If so, do you have a separate malloc allocator for each size, so if you need memory that can be accessed as bytes, it's limited to the low 4GiB (32-bit bstr addresses = low 29 bits of 32-bit qstr address-space?) Because you have some memory that's not accessible for use as bytes. The qstr address space could be thought of as implicitly left-shifting by 3 to create a 35-bit byte address aligned by 8 bytes.

This sounds really hard to deal with, or at least doesn't fit the standard model that software is used to, and that's enshrined in languages like C. It would be more normal to use a mechanism like segmentation to expand your address-space uniformly so you could use any of it for strings, byte-arrays, and so on.
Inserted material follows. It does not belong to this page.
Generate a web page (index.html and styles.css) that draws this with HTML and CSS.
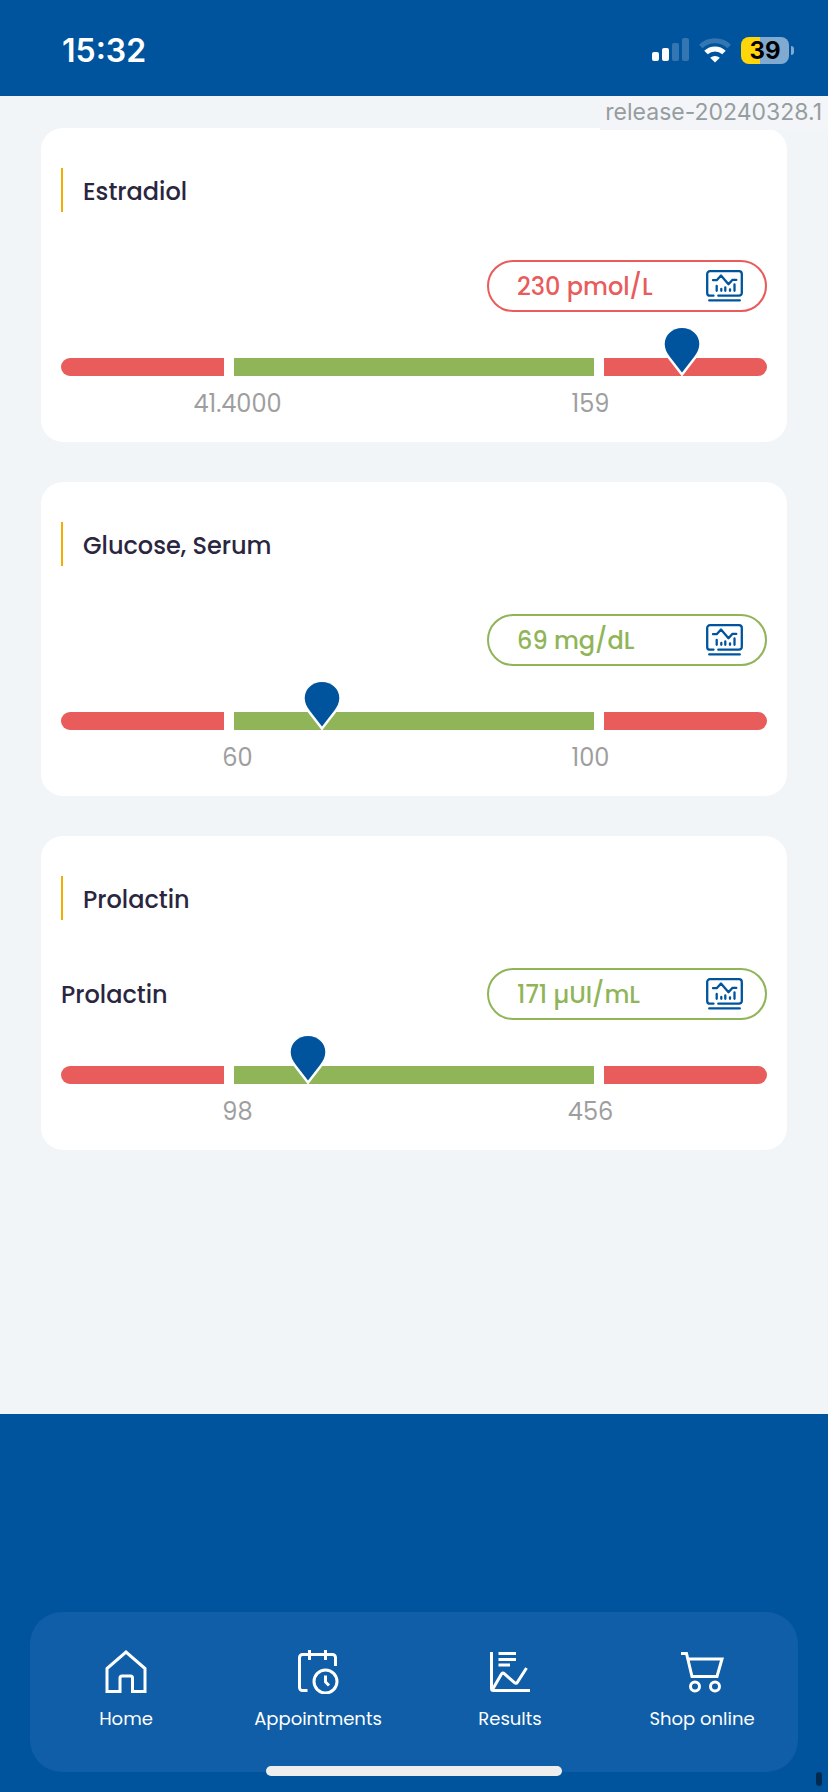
FILE: index.html
```
<!DOCTYPE html>
<html lang="en">
<head>
    <meta charset="UTF-8">
    <meta name="viewport" content="width=device-width, initial-scale=1.0">
    <title>Results</title>
    <link rel="stylesheet" href="styles.css">
</head>
<body>
    <svg class="symbols" aria-hidden="true">
        <symbol id="chart" viewBox="0 0 37 32">
            <g fill="none" stroke="currentColor" stroke-width="2.3" stroke-linecap="round" stroke-linejoin="round">
                <path d="M7.500 25.700H4a2.800 2.800 0 0 1-2.800-2.800V4A2.800 2.800 0 0 1 4 1.200h29A2.800 2.800 0 0 1 35.800 4v18.900a2.800 2.800 0 0 1-2.800 2.800H12.300"/>
                <path d="M3.200 30.400h30.600"/>
                <path d="M7 10.200h3.700L15 5.500l7.500 8.700 3.800-4.300h4"/>
                <path d="M10.700 16v4.800M15.300 19v1.800M19.300 17.300v3.500M24 19.300v1.500M28.500 14.500v6.300"/>
            </g>
        </symbol>
        <symbol id="pin" viewBox="0 0 40 50">
            <path d="M20 2C10.200 2 2.700 9.300 2.700 18c0 5 2.300 9 5.300 13L20 46.500 32 31c3-4 5.300-8 5.300-13C37.300 9.300 29.800 2 20 2z" fill="#00549e" stroke="#fff" stroke-width="5" paint-order="stroke"/>
        </symbol>
    </svg>

    <header class="status-bar">
        <time class="clock">15:32</time>
        <div class="status-icons">
            <svg width="37" height="24" viewBox="0 0 37 24" fill="#fff" aria-hidden="true">
                <rect x="0" y="14" width="7" height="9" rx="2"/>
                <rect x="10" y="10" width="7" height="13" rx="2"/>
                <rect x="20" y="5" width="7" height="18" rx="2" opacity=".2"/>
                <rect x="30" y="0" width="7" height="23" rx="2" opacity=".2"/>
            </svg>
            <svg width="32" height="25" viewBox="0 0 32 25" fill="none" stroke="#fff" stroke-width="5" aria-hidden="true">
                <path d="M1.800 8.500a20.500 20.500 0 0 1 28.400 0" opacity=".2"/>
                <path d="M7 14.500a13 13 0 0 1 18 0"/>
                <path d="M16 24.500l-4.800-4.700a7 7 0 0 1 9.600 0z" fill="#fff" stroke="none"/>
            </svg>
            <div class="battery"><span class="battery-level">39</span></div>
        </div>
    </header>

    <div class="release">release-20240328.1</div>

    <main class="results">
        <section class="card">
            <h2 class="card-title">Estradiol</h2>
            <div class="card-row">
                <span class="test-name"></span>
                <button class="value high" type="button">230 pmol/L <svg class="chart-icon"><use href="#chart"/></svg></button>
            </div>
            <div class="range">
                <span class="out"></span><span class="normal"></span><span class="out"></span>
                <svg class="pin" style="left: 88%"><use href="#pin"/></svg>
            </div>
            <div class="limits"><span>41.4000</span><span>159</span></div>
        </section>

        <section class="card">
            <h2 class="card-title">Glucose, Serum</h2>
            <div class="card-row">
                <span class="test-name"></span>
                <button class="value" type="button">69 mg/dL <svg class="chart-icon"><use href="#chart"/></svg></button>
            </div>
            <div class="range">
                <span class="out"></span><span class="normal"></span><span class="out"></span>
                <svg class="pin" style="left: 37%"><use href="#pin"/></svg>
            </div>
            <div class="limits"><span>60</span><span>100</span></div>
        </section>

        <section class="card">
            <h2 class="card-title">Prolactin</h2>
            <div class="card-row">
                <span class="test-name">Prolactin</span>
                <button class="value" type="button">171 µUI/mL <svg class="chart-icon"><use href="#chart"/></svg></button>
            </div>
            <div class="range">
                <span class="out"></span><span class="normal"></span><span class="out"></span>
                <svg class="pin" style="left: 35%"><use href="#pin"/></svg>
            </div>
            <div class="limits"><span>98</span><span>456</span></div>
        </section>
    </main>

    <footer class="footer">
        <nav class="tabs">
            <a class="tab" href="#home">
                <svg class="tab-icon" viewBox="0 0 44 44">
                    <path d="M3 41.500V18.500L22 2l19 16.500v23H28.500V28a2 2 0 0 0-2-2H18a2 2 0 0 0-2 2v13.500z"/>
                </svg>
                Home
            </a>
            <a class="tab" href="#appointments">
                <svg class="tab-icon" viewBox="0 0 44 44">
                    <path d="M11.500 40.500h-5a3 3 0 0 1-3-3v-30a3 3 0 0 1 3-3h30a3 3 0 0 1 3 3V16M13.500 0v10M29.500 0v10"/>
                    <circle cx="29.500" cy="31.500" r="11.500"/>
                    <path d="M29.500 25.500v6.500l3.500 3.500"/>
                </svg>
                Appointments
            </a>
            <a class="tab" href="#results">
                <svg class="tab-icon" viewBox="0 0 44 44">
                    <path d="M3.500 2v36.500a2 2 0 0 0 2 2H42M10.500 3.500H28M10.500 9.500H28M10.500 15H22"/>
                    <path d="M4.500 39.500l9-15.500c.8-1.300 1.700-1.300 2.700-.4l10.300 9c1 .9 2 .9 2.800-.3L38.500 18"/>
                </svg>
                Results
            </a>
            <a class="tab" href="#shop">
                <svg class="tab-icon" viewBox="0 0 44 44">
                    <path d="M1 3.500h5.500L12 26.500h25l5-17.500H8"/>
                    <circle cx="15" cy="36.500" r="4.500"/>
                    <circle cx="35" cy="36.500" r="4.500"/>
                </svg>
                Shop online
            </a>
        </nav>
        <div class="home-indicator"></div>
        <div class="scroll-thumb"></div>
    </footer>
</body>
</html>
```

FILE: styles.css
```
* {
    margin: 0;
    padding: 0;
    box-sizing: border-box;
}

body {
    display: flex;
    flex-direction: column;
    position: relative;
    min-height: 100vh;
    background: #f1f5f8;
    color: #2a2640;
    font-family: Poppins, Inter, sans-serif;
    font-size: 24px;
}

.symbols {
    position: absolute;
    width: 0;
    height: 0;
}

/* Status bar */
.status-bar {
    display: flex;
    justify-content: space-between;
    align-items: center;
    height: 96px;
    padding: 4px 34px 0 62px;
    background: #00549e;
    color: #ffffff;
}

.clock {
    font-family: Inter, sans-serif;
    font-size: 32px;
    font-weight: 600;
}

.status-icons {
    display: flex;
    align-items: center;
    gap: 10px;
}

.battery {
    position: relative;
    width: 48px;
    height: 27px;
    margin-right: 5px;
    border-radius: 8px;
    background: linear-gradient(to right, #ffd60a 39%, #80aacf 39%);
    color: #000000;
    font-family: Inter, sans-serif;
    font-size: 24px;
    font-weight: 700;
    line-height: 27px;
    text-align: center;
}

.battery::after {
    content: "";
    position: absolute;
    top: 9px;
    right: -5px;
    width: 3px;
    height: 9px;
    border-radius: 0 4px 4px 0;
    background: #80aacf;
}

.release {
    position: absolute;
    top: 96px;
    right: 0;
    padding: 0 6px 2px 5px;
    background: #f3f5f9;
    color: #969d9f;
    font-family: Inter, sans-serif;
    font-size: 23px;
    line-height: 32px;
}

/* Result cards */
.results {
    display: flex;
    flex: 1;
    flex-direction: column;
    gap: 40px;
    padding: 32px 41px;
}

.card {
    padding: 40px 20px 20px;
    border-radius: 22px;
    background: #ffffff;
}

.card-title {
    padding: 4px 0 0 20px;
    border-left: 2px solid #f3ac00;
    font-size: 24px;
    font-weight: 500;
    line-height: 40px;
}

.card-row {
    display: flex;
    justify-content: space-between;
    align-items: center;
    margin-top: 48px;
}

.test-name {
    font-weight: 500;
}

.value {
    display: flex;
    justify-content: space-between;
    align-items: center;
    width: 280px;
    height: 52px;
    padding: 0 22px 0 28px;
    border: 2px solid currentColor;
    border-radius: 26px;
    background: #ffffff;
    color: #90b559;
    font: inherit;
    font-weight: 500;
    cursor: pointer;
}

.value.high {
    color: #e85c5c;
}

.chart-icon {
    width: 37px;
    height: 32px;
    color: #00549e;
}

.range {
    display: flex;
    gap: 10px;
    position: relative;
    height: 18px;
    margin-top: 46px;
}

.out {
    flex: 163;
    background: #e85c5c;
}

.out:first-child {
    border-radius: 9px 0 0 9px;
}

.out:nth-child(3) {
    border-radius: 0 9px 9px 0;
}

.normal {
    flex: 360;
    background: #90b559;
}

.pin {
    position: absolute;
    bottom: 0;
    width: 40px;
    height: 50px;
    transform: translateX(-50%);
}

.limits {
    display: flex;
    margin-top: 10px;
    color: #9e9e9e;
    line-height: 36px;
    text-align: center;
}

.limits span {
    flex: 1;
}

/* Bottom navigation */
.footer {
    position: relative;
    padding: 198px 30px 20px;
    background: #00549e;
}

.tabs {
    display: flex;
    height: 160px;
    padding-top: 38px;
    border-radius: 32px;
    background: #0f5ea7;
}

.tab {
    display: flex;
    flex: 1;
    flex-direction: column;
    align-items: center;
    gap: 11px;
    color: #ffffff;
    font-size: 18px;
    line-height: 28px;
    text-decoration: none;
}

.tab-icon {
    width: 44px;
    height: 44px;
    fill: none;
    stroke: #ffffff;
    stroke-width: 3;
}

.home-indicator {
    position: absolute;
    bottom: 16px;
    left: 50%;
    width: 296px;
    height: 10px;
    border-radius: 5px;
    background: #eeeeee;
    transform: translateX(-50%);
}

.scroll-thumb {
    position: absolute;
    right: 6px;
    bottom: 6px;
    width: 6px;
    height: 14px;
    border-radius: 3px;
    background: #002b50;
}
```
I guess virtual memory would work in terms of fixed-size physical pages still, and the OS could back any virtual page in the effectively 35-bit virtual address space with one of those 4k pages. But that means a page boundary for qstr is only 4096/8 = 512 qword addresses large.

(I'm assuming a register width of 32 bits for these examples. If you have 64-bit registers, you don't need any inconvenient tricks to expand the address space, you can just use byte addresses.)